■ **Data shown**:
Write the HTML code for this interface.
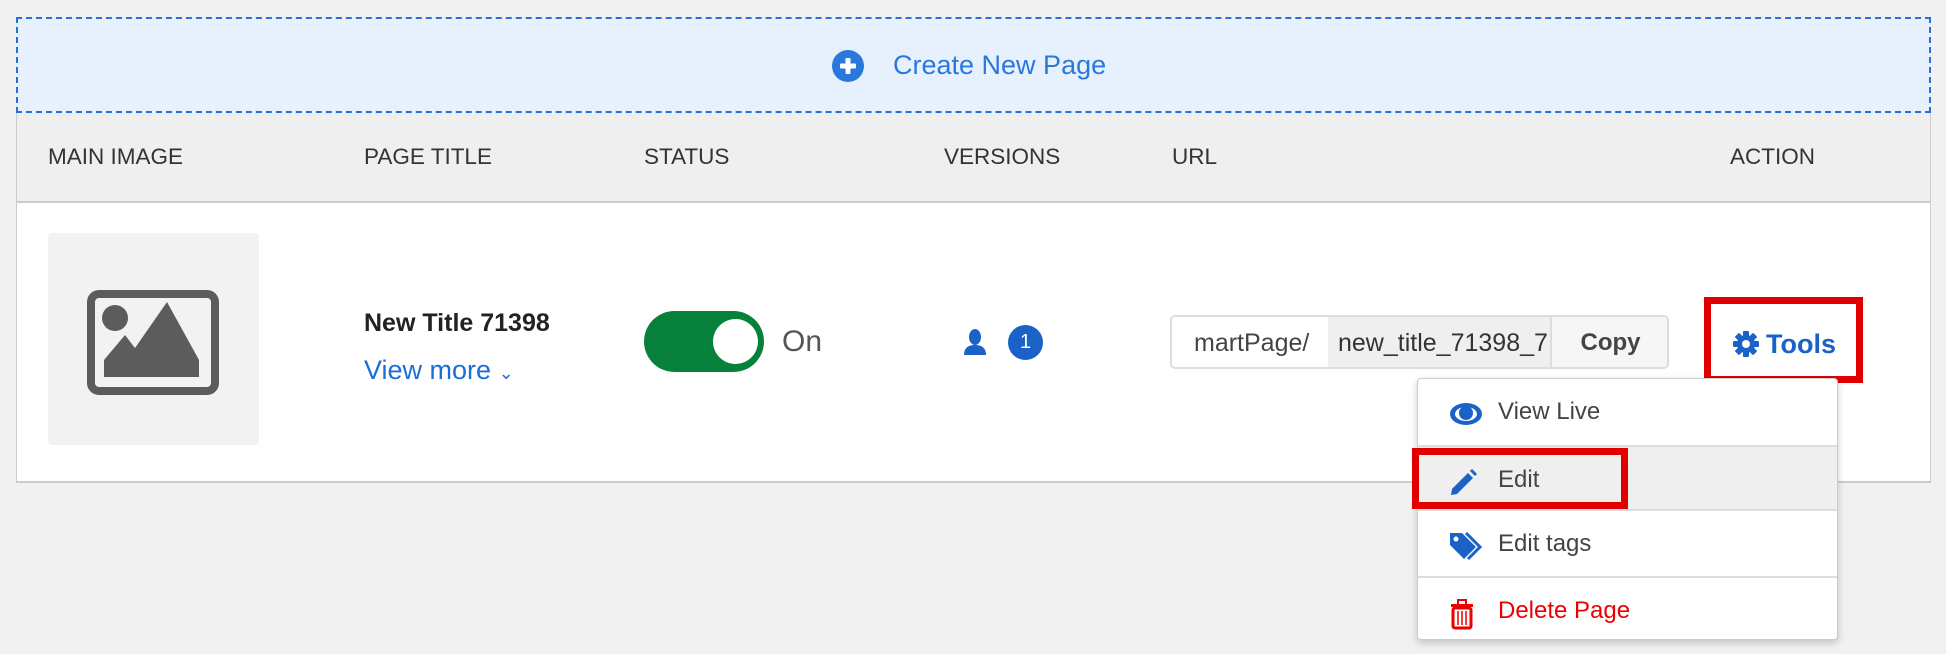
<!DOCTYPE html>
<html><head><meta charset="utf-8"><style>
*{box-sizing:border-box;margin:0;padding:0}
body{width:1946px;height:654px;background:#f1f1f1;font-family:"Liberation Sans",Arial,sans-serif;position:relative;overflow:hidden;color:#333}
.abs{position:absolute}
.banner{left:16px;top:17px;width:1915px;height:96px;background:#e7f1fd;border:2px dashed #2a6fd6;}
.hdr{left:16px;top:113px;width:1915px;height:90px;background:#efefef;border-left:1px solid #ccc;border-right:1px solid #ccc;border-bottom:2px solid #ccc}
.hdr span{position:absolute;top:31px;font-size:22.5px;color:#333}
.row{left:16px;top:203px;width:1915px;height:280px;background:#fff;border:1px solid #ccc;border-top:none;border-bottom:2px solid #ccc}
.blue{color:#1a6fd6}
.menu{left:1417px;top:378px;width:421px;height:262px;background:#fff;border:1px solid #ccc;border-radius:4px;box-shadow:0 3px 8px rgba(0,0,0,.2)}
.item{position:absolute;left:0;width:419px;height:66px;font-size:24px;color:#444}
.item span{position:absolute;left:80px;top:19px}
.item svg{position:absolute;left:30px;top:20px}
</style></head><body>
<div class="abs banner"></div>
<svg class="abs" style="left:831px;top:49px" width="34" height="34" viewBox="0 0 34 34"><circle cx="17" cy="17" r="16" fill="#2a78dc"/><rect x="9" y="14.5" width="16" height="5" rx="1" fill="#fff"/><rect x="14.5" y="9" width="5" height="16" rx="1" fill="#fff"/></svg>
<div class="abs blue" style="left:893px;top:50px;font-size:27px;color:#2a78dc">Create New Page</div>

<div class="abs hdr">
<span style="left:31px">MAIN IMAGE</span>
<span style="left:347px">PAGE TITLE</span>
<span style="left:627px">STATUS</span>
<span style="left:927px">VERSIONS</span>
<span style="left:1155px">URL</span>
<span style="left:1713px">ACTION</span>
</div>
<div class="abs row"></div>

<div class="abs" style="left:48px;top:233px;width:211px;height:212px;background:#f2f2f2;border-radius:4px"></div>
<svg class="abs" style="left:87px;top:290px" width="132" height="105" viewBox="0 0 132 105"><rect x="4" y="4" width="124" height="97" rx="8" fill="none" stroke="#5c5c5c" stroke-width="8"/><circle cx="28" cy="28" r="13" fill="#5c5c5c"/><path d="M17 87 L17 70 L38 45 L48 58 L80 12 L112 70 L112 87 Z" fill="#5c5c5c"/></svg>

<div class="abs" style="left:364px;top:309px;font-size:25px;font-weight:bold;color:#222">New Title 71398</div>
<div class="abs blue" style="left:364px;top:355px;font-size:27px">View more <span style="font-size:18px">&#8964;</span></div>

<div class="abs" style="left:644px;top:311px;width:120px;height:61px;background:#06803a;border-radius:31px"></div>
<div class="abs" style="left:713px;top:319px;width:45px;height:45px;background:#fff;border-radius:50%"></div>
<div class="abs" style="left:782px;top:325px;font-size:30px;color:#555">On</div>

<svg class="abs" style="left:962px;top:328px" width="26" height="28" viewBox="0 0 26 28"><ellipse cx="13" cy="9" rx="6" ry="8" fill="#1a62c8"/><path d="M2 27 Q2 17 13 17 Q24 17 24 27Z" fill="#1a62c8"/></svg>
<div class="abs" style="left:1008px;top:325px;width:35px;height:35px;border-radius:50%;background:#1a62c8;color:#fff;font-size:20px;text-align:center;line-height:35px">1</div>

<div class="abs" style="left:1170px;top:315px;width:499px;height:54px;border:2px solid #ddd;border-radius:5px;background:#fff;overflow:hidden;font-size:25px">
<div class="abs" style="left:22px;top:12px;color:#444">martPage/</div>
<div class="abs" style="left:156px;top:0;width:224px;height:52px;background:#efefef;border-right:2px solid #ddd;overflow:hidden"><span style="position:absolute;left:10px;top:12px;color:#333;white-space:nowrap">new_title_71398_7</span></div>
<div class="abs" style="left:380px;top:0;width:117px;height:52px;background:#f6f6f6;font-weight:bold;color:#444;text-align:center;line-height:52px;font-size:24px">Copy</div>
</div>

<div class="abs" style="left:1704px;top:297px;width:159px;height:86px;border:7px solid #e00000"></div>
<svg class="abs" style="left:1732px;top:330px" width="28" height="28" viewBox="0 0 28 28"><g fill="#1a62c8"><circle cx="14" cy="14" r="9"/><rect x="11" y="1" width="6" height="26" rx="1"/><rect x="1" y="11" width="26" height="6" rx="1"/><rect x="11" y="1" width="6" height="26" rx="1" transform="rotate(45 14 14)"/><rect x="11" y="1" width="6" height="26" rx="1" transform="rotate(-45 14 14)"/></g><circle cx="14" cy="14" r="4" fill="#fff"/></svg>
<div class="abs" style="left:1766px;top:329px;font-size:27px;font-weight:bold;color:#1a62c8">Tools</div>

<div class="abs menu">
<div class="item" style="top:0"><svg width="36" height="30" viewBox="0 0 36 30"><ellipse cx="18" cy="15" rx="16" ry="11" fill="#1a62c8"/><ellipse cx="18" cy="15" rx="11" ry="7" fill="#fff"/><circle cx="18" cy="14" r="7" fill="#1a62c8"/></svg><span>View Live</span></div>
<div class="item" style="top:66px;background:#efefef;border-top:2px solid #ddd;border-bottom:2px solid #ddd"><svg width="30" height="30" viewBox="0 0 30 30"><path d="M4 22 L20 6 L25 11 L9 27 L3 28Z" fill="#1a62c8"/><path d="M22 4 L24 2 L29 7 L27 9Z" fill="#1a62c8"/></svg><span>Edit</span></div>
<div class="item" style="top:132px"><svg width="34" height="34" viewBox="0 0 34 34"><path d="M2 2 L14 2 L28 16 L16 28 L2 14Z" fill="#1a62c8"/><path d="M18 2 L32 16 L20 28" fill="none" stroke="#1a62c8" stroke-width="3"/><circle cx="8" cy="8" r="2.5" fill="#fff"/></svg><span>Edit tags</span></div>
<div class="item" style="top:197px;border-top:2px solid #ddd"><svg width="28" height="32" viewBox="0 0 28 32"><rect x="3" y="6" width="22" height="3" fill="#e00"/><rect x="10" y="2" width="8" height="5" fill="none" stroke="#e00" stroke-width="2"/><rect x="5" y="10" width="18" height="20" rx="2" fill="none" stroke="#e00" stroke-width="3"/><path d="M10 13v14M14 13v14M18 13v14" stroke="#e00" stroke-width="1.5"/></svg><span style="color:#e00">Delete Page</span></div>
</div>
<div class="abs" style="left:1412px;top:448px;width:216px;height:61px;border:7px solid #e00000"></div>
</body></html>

■ **Problem statement**:
Return, unchanged, the lines from the first line of the material through the line that holds "L80 12 L112", inclusive, omitting pictures.

■ **Solution for this exercise**:
Write the HTML code for this interface.
<!DOCTYPE html>
<html><head><meta charset="utf-8"><style>
*{box-sizing:border-box;margin:0;padding:0}
body{width:1946px;height:654px;background:#f1f1f1;font-family:"Liberation Sans",Arial,sans-serif;position:relative;overflow:hidden;color:#333}
.abs{position:absolute}
.banner{left:16px;top:17px;width:1915px;height:96px;background:#e7f1fd;border:2px dashed #2a6fd6;}
.hdr{left:16px;top:113px;width:1915px;height:90px;background:#efefef;border-left:1px solid #ccc;border-right:1px solid #ccc;border-bottom:2px solid #ccc}
.hdr span{position:absolute;top:31px;font-size:22.5px;color:#333}
.row{left:16px;top:203px;width:1915px;height:280px;background:#fff;border:1px solid #ccc;border-top:none;border-bottom:2px solid #ccc}
.blue{color:#1a6fd6}
.menu{left:1417px;top:378px;width:421px;height:262px;background:#fff;border:1px solid #ccc;border-radius:4px;box-shadow:0 3px 8px rgba(0,0,0,.2)}
.item{position:absolute;left:0;width:419px;height:66px;font-size:24px;color:#444}
.item span{position:absolute;left:80px;top:19px}
.item svg{position:absolute;left:30px;top:20px}
</style></head><body>
<div class="abs banner"></div>
<svg class="abs" style="left:831px;top:49px" width="34" height="34" viewBox="0 0 34 34"><circle cx="17" cy="17" r="16" fill="#2a78dc"/><rect x="9" y="14.5" width="16" height="5" rx="1" fill="#fff"/><rect x="14.5" y="9" width="5" height="16" rx="1" fill="#fff"/></svg>
<div class="abs blue" style="left:893px;top:50px;font-size:27px;color:#2a78dc">Create New Page</div>

<div class="abs hdr">
<span style="left:31px">MAIN IMAGE</span>
<span style="left:347px">PAGE TITLE</span>
<span style="left:627px">STATUS</span>
<span style="left:927px">VERSIONS</span>
<span style="left:1155px">URL</span>
<span style="left:1713px">ACTION</span>
</div>
<div class="abs row"></div>

<div class="abs" style="left:48px;top:233px;width:211px;height:212px;background:#f2f2f2;border-radius:4px"></div>
<svg class="abs" style="left:87px;top:290px" width="132" height="105" viewBox="0 0 132 105"><rect x="4" y="4" width="124" height="97" rx="8" fill="none" stroke="#5c5c5c" stroke-width="8"/><circle cx="28" cy="28" r="13" fill="#5c5c5c"/><path d="M17 87 L17 70 L38 45 L48 58 L80 12 L112 70 L112 87 Z" fill="#5c5c5c"/></svg>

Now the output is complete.